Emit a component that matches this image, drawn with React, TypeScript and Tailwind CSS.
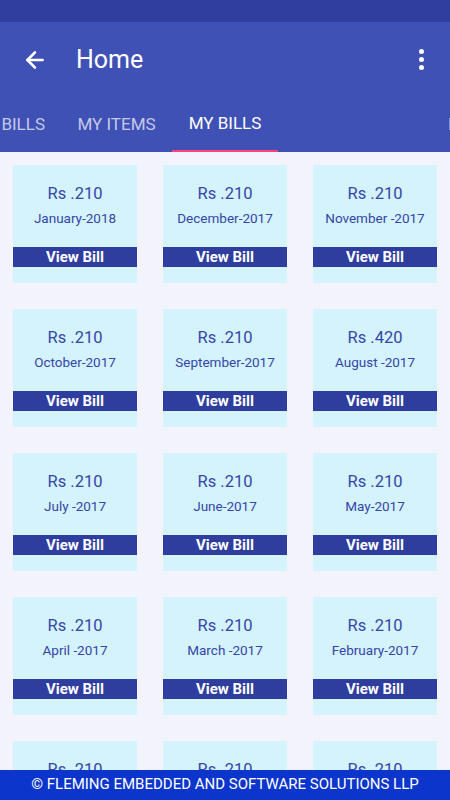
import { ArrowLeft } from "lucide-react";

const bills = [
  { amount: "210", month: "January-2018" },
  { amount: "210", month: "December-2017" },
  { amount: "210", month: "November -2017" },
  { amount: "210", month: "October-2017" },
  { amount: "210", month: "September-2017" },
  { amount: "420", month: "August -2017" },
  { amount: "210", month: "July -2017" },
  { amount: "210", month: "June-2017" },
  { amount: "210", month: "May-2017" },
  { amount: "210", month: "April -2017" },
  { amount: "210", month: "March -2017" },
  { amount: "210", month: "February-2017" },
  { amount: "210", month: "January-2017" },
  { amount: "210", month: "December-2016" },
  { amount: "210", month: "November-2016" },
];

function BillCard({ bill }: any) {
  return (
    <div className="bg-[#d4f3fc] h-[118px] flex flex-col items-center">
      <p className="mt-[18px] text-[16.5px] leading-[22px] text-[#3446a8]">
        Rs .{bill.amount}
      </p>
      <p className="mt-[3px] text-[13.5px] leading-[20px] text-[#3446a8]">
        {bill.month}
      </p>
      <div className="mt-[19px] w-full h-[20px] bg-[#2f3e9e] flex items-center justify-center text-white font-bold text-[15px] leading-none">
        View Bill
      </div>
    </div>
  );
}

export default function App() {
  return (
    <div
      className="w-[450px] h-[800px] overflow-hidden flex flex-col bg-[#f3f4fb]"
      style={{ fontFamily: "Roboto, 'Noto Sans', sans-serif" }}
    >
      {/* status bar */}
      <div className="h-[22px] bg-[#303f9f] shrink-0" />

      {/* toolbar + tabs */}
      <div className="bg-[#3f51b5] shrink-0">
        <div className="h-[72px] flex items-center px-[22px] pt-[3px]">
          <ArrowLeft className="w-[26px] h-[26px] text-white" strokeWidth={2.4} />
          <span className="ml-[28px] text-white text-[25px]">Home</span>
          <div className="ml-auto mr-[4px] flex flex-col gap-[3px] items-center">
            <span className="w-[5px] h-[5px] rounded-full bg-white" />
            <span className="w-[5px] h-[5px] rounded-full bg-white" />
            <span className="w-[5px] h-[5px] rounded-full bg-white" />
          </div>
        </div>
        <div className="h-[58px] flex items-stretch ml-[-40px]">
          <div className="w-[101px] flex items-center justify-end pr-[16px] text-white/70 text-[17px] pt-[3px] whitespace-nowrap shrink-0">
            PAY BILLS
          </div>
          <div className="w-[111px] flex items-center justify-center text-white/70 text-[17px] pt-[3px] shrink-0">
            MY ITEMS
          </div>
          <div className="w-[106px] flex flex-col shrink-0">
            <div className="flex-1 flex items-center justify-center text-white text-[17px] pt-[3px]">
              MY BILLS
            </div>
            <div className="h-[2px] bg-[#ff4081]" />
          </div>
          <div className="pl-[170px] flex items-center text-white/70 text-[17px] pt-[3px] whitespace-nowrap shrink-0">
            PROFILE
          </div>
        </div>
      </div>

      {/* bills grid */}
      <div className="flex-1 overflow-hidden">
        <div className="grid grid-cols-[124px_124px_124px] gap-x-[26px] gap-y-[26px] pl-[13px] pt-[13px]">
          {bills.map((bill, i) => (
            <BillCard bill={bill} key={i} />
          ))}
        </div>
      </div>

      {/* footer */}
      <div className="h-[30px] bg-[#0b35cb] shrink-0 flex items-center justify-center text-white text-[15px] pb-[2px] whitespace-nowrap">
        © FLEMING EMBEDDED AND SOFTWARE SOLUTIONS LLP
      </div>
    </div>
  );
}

*Requirement:* Write out the whole listing exactly, and drop the pictures.

*Completed task:*
Emit a component that matches this image, drawn with React, TypeScript and Tailwind CSS.
import { ArrowLeft } from "lucide-react";

const bills = [
  { amount: "210", month: "January-2018" },
  { amount: "210", month: "December-2017" },
  { amount: "210", month: "November -2017" },
  { amount: "210", month: "October-2017" },
  { amount: "210", month: "September-2017" },
  { amount: "420", month: "August -2017" },
  { amount: "210", month: "July -2017" },
  { amount: "210", month: "June-2017" },
  { amount: "210", month: "May-2017" },
  { amount: "210", month: "April -2017" },
  { amount: "210", month: "March -2017" },
  { amount: "210", month: "February-2017" },
  { amount: "210", month: "January-2017" },
  { amount: "210", month: "December-2016" },
  { amount: "210", month: "November-2016" },
];

function BillCard({ bill }: any) {
  return (
    <div className="bg-[#d4f3fc] h-[118px] flex flex-col items-center">
      <p className="mt-[18px] text-[16.5px] leading-[22px] text-[#3446a8]">
        Rs .{bill.amount}
      </p>
      <p className="mt-[3px] text-[13.5px] leading-[20px] text-[#3446a8]">
        {bill.month}
      </p>
      <div className="mt-[19px] w-full h-[20px] bg-[#2f3e9e] flex items-center justify-center text-white font-bold text-[15px] leading-none">
        View Bill
      </div>
    </div>
  );
}

export default function App() {
  return (
    <div
      className="w-[450px] h-[800px] overflow-hidden flex flex-col bg-[#f3f4fb]"
      style={{ fontFamily: "Roboto, 'Noto Sans', sans-serif" }}
    >
      {/* status bar */}
      <div className="h-[22px] bg-[#303f9f] shrink-0" />

      {/* toolbar + tabs */}
      <div className="bg-[#3f51b5] shrink-0">
        <div className="h-[72px] flex items-center px-[22px] pt-[3px]">
          <ArrowLeft className="w-[26px] h-[26px] text-white" strokeWidth={2.4} />
          <span className="ml-[28px] text-white text-[25px]">Home</span>
          <div className="ml-auto mr-[4px] flex flex-col gap-[3px] items-center">
            <span className="w-[5px] h-[5px] rounded-full bg-white" />
            <span className="w-[5px] h-[5px] rounded-full bg-white" />
            <span className="w-[5px] h-[5px] rounded-full bg-white" />
          </div>
        </div>
        <div className="h-[58px] flex items-stretch ml-[-40px]">
          <div className="w-[101px] flex items-center justify-end pr-[16px] text-white/70 text-[17px] pt-[3px] whitespace-nowrap shrink-0">
            PAY BILLS
          </div>
          <div className="w-[111px] flex items-center justify-center text-white/70 text-[17px] pt-[3px] shrink-0">
            MY ITEMS
          </div>
          <div className="w-[106px] flex flex-col shrink-0">
            <div className="flex-1 flex items-center justify-center text-white text-[17px] pt-[3px]">
              MY BILLS
            </div>
            <div className="h-[2px] bg-[#ff4081]" />
          </div>
          <div className="pl-[170px] flex items-center text-white/70 text-[17px] pt-[3px] whitespace-nowrap shrink-0">
            PROFILE
          </div>
        </div>
      </div>

      {/* bills grid */}
      <div className="flex-1 overflow-hidden">
        <div className="grid grid-cols-[124px_124px_124px] gap-x-[26px] gap-y-[26px] pl-[13px] pt-[13px]">
          {bills.map((bill, i) => (
            <BillCard bill={bill} key={i} />
          ))}
        </div>
      </div>

      {/* footer */}
      <div className="h-[30px] bg-[#0b35cb] shrink-0 flex items-center justify-center text-white text-[15px] pb-[2px] whitespace-nowrap">
        © FLEMING EMBEDDED AND SOFTWARE SOLUTIONS LLP
      </div>
    </div>
  );
}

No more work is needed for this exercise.